Reproduce the lines of the material exactly, excluding every image.

--- START OF Dataset excerpt ---

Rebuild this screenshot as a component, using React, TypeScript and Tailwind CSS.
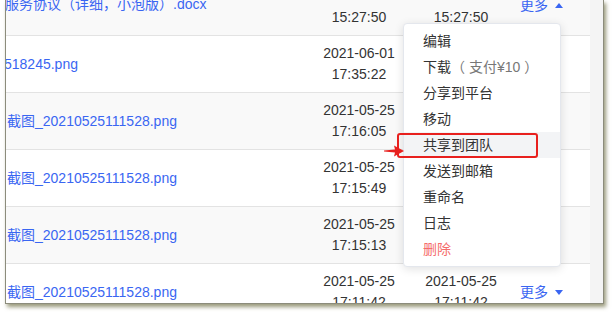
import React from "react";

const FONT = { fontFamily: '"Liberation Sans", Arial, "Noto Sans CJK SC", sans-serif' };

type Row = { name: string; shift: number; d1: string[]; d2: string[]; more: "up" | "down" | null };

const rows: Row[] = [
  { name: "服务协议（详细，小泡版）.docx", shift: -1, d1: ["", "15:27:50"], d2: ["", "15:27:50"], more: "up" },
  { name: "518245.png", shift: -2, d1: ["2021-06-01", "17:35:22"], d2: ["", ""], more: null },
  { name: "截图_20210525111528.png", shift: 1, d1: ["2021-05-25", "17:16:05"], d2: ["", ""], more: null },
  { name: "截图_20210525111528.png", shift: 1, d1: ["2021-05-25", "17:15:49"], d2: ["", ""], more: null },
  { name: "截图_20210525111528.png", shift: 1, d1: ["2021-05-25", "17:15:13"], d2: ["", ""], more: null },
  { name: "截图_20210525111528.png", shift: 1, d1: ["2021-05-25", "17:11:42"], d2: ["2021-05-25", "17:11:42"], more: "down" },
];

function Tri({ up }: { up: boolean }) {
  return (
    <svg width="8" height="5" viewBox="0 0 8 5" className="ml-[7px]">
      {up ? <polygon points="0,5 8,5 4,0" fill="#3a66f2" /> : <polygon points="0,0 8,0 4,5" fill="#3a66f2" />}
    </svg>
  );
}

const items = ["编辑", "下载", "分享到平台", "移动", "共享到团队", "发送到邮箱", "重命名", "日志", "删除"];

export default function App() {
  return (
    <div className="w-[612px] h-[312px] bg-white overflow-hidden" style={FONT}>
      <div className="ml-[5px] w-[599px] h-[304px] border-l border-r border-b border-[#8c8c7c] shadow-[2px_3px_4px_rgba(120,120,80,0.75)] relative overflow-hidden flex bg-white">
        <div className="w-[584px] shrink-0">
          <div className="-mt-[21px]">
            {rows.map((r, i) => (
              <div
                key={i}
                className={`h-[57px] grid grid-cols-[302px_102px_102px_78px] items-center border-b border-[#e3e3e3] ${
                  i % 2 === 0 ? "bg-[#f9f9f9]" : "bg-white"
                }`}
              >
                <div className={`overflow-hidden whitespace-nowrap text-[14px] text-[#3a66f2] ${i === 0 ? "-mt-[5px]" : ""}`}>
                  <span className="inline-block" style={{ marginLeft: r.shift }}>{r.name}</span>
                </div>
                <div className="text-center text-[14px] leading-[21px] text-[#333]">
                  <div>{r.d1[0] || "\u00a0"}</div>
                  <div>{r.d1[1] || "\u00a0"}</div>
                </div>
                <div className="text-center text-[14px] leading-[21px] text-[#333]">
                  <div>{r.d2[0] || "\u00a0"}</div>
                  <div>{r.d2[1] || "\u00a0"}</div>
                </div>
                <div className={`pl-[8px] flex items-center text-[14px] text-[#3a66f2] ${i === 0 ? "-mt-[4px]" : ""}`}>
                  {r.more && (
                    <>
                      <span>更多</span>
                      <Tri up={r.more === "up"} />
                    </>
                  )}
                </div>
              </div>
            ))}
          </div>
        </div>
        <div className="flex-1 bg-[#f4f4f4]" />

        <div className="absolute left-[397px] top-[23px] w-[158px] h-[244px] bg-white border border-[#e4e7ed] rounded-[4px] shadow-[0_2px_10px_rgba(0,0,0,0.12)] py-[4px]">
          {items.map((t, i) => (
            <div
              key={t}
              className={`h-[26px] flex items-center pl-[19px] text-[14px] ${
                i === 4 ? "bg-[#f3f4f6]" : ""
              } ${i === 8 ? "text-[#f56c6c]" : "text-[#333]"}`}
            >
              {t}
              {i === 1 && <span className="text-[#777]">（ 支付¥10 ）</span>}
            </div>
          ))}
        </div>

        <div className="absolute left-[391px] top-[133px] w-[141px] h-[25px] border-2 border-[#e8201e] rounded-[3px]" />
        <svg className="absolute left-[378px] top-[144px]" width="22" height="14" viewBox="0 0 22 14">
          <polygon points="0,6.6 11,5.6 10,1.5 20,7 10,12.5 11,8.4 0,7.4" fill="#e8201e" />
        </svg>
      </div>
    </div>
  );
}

--- END OF Dataset excerpt ---

- _Solution to this task_:
Rebuild this screenshot as a component, using React, TypeScript and Tailwind CSS.
import React from "react";

const FONT = { fontFamily: '"Liberation Sans", Arial, "Noto Sans CJK SC", sans-serif' };

type Row = { name: string; shift: number; d1: string[]; d2: string[]; more: "up" | "down" | null };

const rows: Row[] = [
  { name: "服务协议（详细，小泡版）.docx", shift: -1, d1: ["", "15:27:50"], d2: ["", "15:27:50"], more: "up" },
  { name: "518245.png", shift: -2, d1: ["2021-06-01", "17:35:22"], d2: ["", ""], more: null },
  { name: "截图_20210525111528.png", shift: 1, d1: ["2021-05-25", "17:16:05"], d2: ["", ""], more: null },
  { name: "截图_20210525111528.png", shift: 1, d1: ["2021-05-25", "17:15:49"], d2: ["", ""], more: null },
  { name: "截图_20210525111528.png", shift: 1, d1: ["2021-05-25", "17:15:13"], d2: ["", ""], more: null },
  { name: "截图_20210525111528.png", shift: 1, d1: ["2021-05-25", "17:11:42"], d2: ["2021-05-25", "17:11:42"], more: "down" },
];

function Tri({ up }: { up: boolean }) {
  return (
    <svg width="8" height="5" viewBox="0 0 8 5" className="ml-[7px]">
      {up ? <polygon points="0,5 8,5 4,0" fill="#3a66f2" /> : <polygon points="0,0 8,0 4,5" fill="#3a66f2" />}
    </svg>
  );
}

const items = ["编辑", "下载", "分享到平台", "移动", "共享到团队", "发送到邮箱", "重命名", "日志", "删除"];

export default function App() {
  return (
    <div className="w-[612px] h-[312px] bg-white overflow-hidden" style={FONT}>
      <div className="ml-[5px] w-[599px] h-[304px] border-l border-r border-b border-[#8c8c7c] shadow-[2px_3px_4px_rgba(120,120,80,0.75)] relative overflow-hidden flex bg-white">
        <div className="w-[584px] shrink-0">
          <div className="-mt-[21px]">
            {rows.map((r, i) => (
              <div
                key={i}
                className={`h-[57px] grid grid-cols-[302px_102px_102px_78px] items-center border-b border-[#e3e3e3] ${
                  i % 2 === 0 ? "bg-[#f9f9f9]" : "bg-white"
                }`}
              >
                <div className={`overflow-hidden whitespace-nowrap text-[14px] text-[#3a66f2] ${i === 0 ? "-mt-[5px]" : ""}`}>
                  <span className="inline-block" style={{ marginLeft: r.shift }}>{r.name}</span>
                </div>
                <div className="text-center text-[14px] leading-[21px] text-[#333]">
                  <div>{r.d1[0] || "\u00a0"}</div>
                  <div>{r.d1[1] || "\u00a0"}</div>
                </div>
                <div className="text-center text-[14px] leading-[21px] text-[#333]">
                  <div>{r.d2[0] || "\u00a0"}</div>
                  <div>{r.d2[1] || "\u00a0"}</div>
                </div>
                <div className={`pl-[8px] flex items-center text-[14px] text-[#3a66f2] ${i === 0 ? "-mt-[4px]" : ""}`}>
                  {r.more && (
                    <>
                      <span>更多</span>
                      <Tri up={r.more === "up"} />
                    </>
                  )}
                </div>
              </div>
            ))}
          </div>
        </div>
        <div className="flex-1 bg-[#f4f4f4]" />

        <div className="absolute left-[397px] top-[23px] w-[158px] h-[244px] bg-white border border-[#e4e7ed] rounded-[4px] shadow-[0_2px_10px_rgba(0,0,0,0.12)] py-[4px]">
          {items.map((t, i) => (
            <div
              key={t}
              className={`h-[26px] flex items-center pl-[19px] text-[14px] ${
                i === 4 ? "bg-[#f3f4f6]" : ""
              } ${i === 8 ? "text-[#f56c6c]" : "text-[#333]"}`}
            >
              {t}
              {i === 1 && <span className="text-[#777]">（ 支付¥10 ）</span>}
            </div>
          ))}
        </div>

        <div className="absolute left-[391px] top-[133px] w-[141px] h-[25px] border-2 border-[#e8201e] rounded-[3px]" />
        <svg className="absolute left-[378px] top-[144px]" width="22" height="14" viewBox="0 0 22 14">
          <polygon points="0,6.6 11,5.6 10,1.5 20,7 10,12.5 11,8.4 0,7.4" fill="#e8201e" />
        </svg>
      </div>
    </div>
  );
}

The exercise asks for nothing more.